= Budjette Tan =

Filipino writer

Budjette Tan is a Filipino writer best known for writing the horror/crime komiks series Trese, co-creating it with comic book artist Kajo Baldisimo. His work Trese has won the Philippine National Book Award for Best Graphic Literature of the Year in 2009, 2011, 2012. It has been adapted into an animated series by Netflix.

== Trese ==

=== Inspiration for Trese ===
In 2005, Kajo Baldisimo challenges Budgette Tan to write a monthly comic book series as both wanted to make mark in the comic book scene. The collaboration originally led to the creation a male character named Anton Trese, a detective that uses magic which is heavily influenced from characters in like Batman, John Constantine, Gill Grisham, Fox Mulder, Carl Kolchak. However, Tan felt that the tough guy persona is often used and that there are not a lot of strong female characters seen like Jenny Sparks, Miranda Zero, Jakita Wagner, and Motoko Kusanagi, thus this led to the creation of the main character Alexandra Trese.
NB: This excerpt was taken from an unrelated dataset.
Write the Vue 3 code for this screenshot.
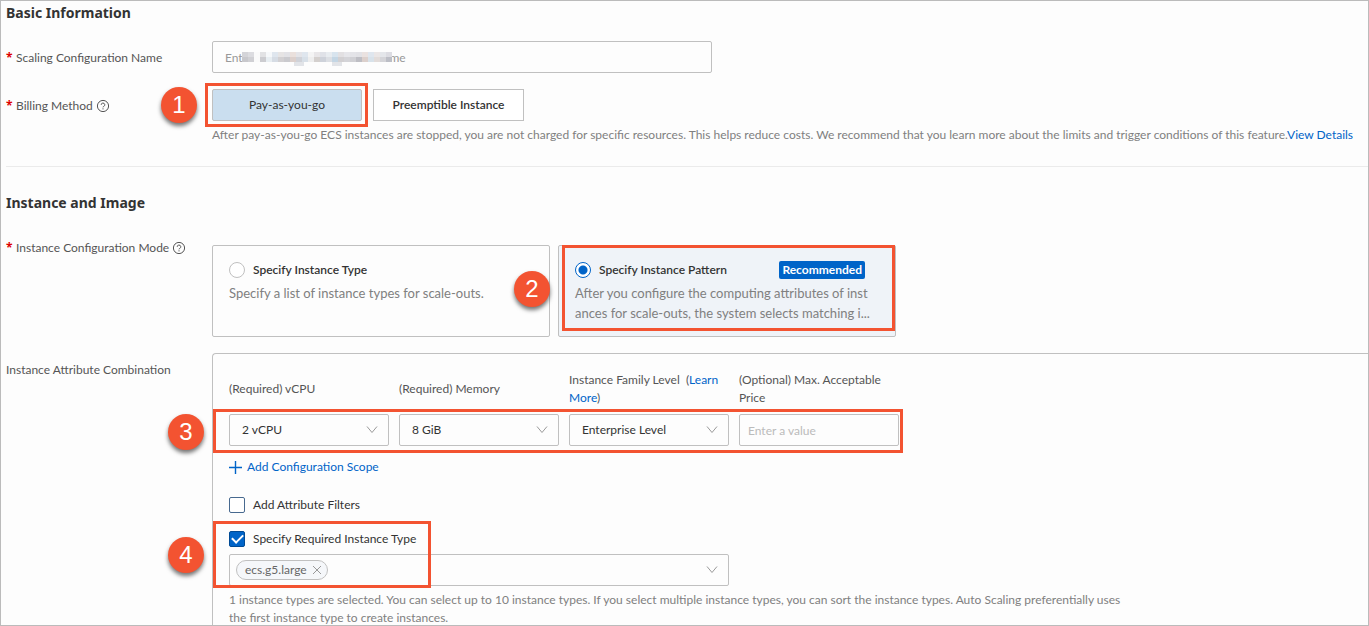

Growing up in Manila became an inspiration for the setting of Trese, as Tan observed people's superstitions and beliefs such as the saying of 'tabi-tabi po' around a mound of dirt or hanging a garlic on a window to ward off aswangs outside.

== Other Works ==
In September 2011, Budgette Tan edited the comic book adaptation of Tiktik: The Aswang Chronicles.